Während er „Morgen mehr“ schrieb, erreichte die Geschichte Stück für Stück seine Leser auf ganz unterschiedliche Weise: per E-Mail verschickt, auf der Verlagsseite veröffentlicht oder auch über den Nachrichtendienst Whatsapp. Sogar eingelesen wurden die manchmal mehr, manchmal weniger Seiten vom Autor – wer wollte, konnte sich diese also gleich beim Frühstück sogar per Podcast zu Gemüte führen. Die Leserinnen und Leser waren auch dazu angeregt, sich einzubringen: 3586 Kommentare wurden während des Entstehungsprozess des Romans auf der Verlagshomepage hinterlassen. Kommentare voller Lob, Kritik und Begeisterung.

Das Erscheinen von „Morgen mehr“ wurde Anfang des vergangenen Jahres für den Sommer 2016 angekündigt, zu diesem Zeitpunkt gab es aber laut der Verlagsseite tatsächlich noch keine einzige geschriebene Seite; entstanden ist der Roman schlussendlich zwischen dem 11. Januar und dem 9. April 2016. Der Autor sagte in einem Interview, er hätte „keine Idee, nur das Wissen um die Ausgangssituation“ gehabt. Und die hat es wahrlich in sich: Ein namenloser Erzähler blickt scheinbar auf sein Leben zurück, er vermisst seine Frau und Kinder, er erinnert sich an den Namen seines besten Freundes, er zieht Bilanz über Jahrzehnte. Nur: All das ist noch nicht passiert, der Erzähler ist noch nicht einmal geboren, berichtet aber schon jetzt, wie sein Leben einmal verlaufen wird. Beziehungsweise: Wie es hoffentlich sein wird, denn zuallererst muss er alles nur Mögliche tun, um seine Eltern überhaupt zusammenzubringen, das Zeitfenster für seine Zeugung endet in knapp 24 Stunden.
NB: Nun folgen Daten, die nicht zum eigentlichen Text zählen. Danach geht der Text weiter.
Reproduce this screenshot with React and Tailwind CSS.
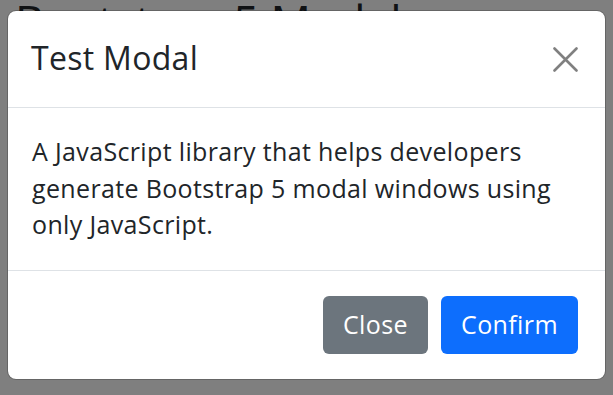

Das Problem hierbei ist, dass seine zukünftige Mutter gerade in Marseille dabei ist, sich mit einem auffallend schwermütigen Südfranzosen einzulassen, während sein liebeskranker potentieller Vater mit einbetonierten Füßen in Frankfurt in den Main geworfen wird. Was alles passieren muss, damit sich diese beiden doch noch kennen lernen, und welch überraschend große Anzahl an ganz unterschiedlichen Leuten dazu nötig sind: Davon handelt die Geschichte. Und von noch so viel mehr.

„Morgen mehr“ ist der erste Roman des Autors (der unter anderem schon mit so prominenten Auszeichnungen wie dem Ingeborg-Bachmann-Preis und dem Annette-von-Droste-Hülshoff-Preis geehrt wurde), den ich gelesen habe. Deswegen kann ich keine Vergleiche zu seinen Vorgängerwerken ziehen. Sind seine anderen Romane auch wunderschöne, tragikomische Roadtrips mit philosophischem Einschlag? Ich kann das nur annehmen und werde mich demnächst selbst überzeugen. „Morgen mehr“ handelt vom Schicksal und der Zeit und von den Versuchen, die beiden auszutricksen. Natürlich geht es auch um die Liebe – bei dieser Ausgangssituation ja quasi ein Muss –, aber weniger um die romantische; es geht vielmehr darum, wie sie entsteht, wo sie einmal hingeht und was man sich (unbewusst) davon erhofft, zu lieben. Der Roman handelt von Flucht und Ankommen, von den wirklich wichtigen Fragen des Lebens, von Plänen und Versprechen, Lügen und Platzhaltern, einer Schaltsekunde, Paris – und einem Schaf. Geeignet also für die Fans von verwinkelten Familiengeschichten, denen es nichts ausmacht, trotz des skurrilen Humors nach der letzten Seite ein klein wenig melancholisch zurückzubleiben.

Allen Interessierten möchte ich gerne die sehr unterhaltsame Homepage www.morgen-mehr.de empfehlen, in der nicht nur Rammstedt von seinen Erfahrungen erzählt, sondern auch sein sympathisches Lektoratsteam hinter die Kulissen blicken lässt.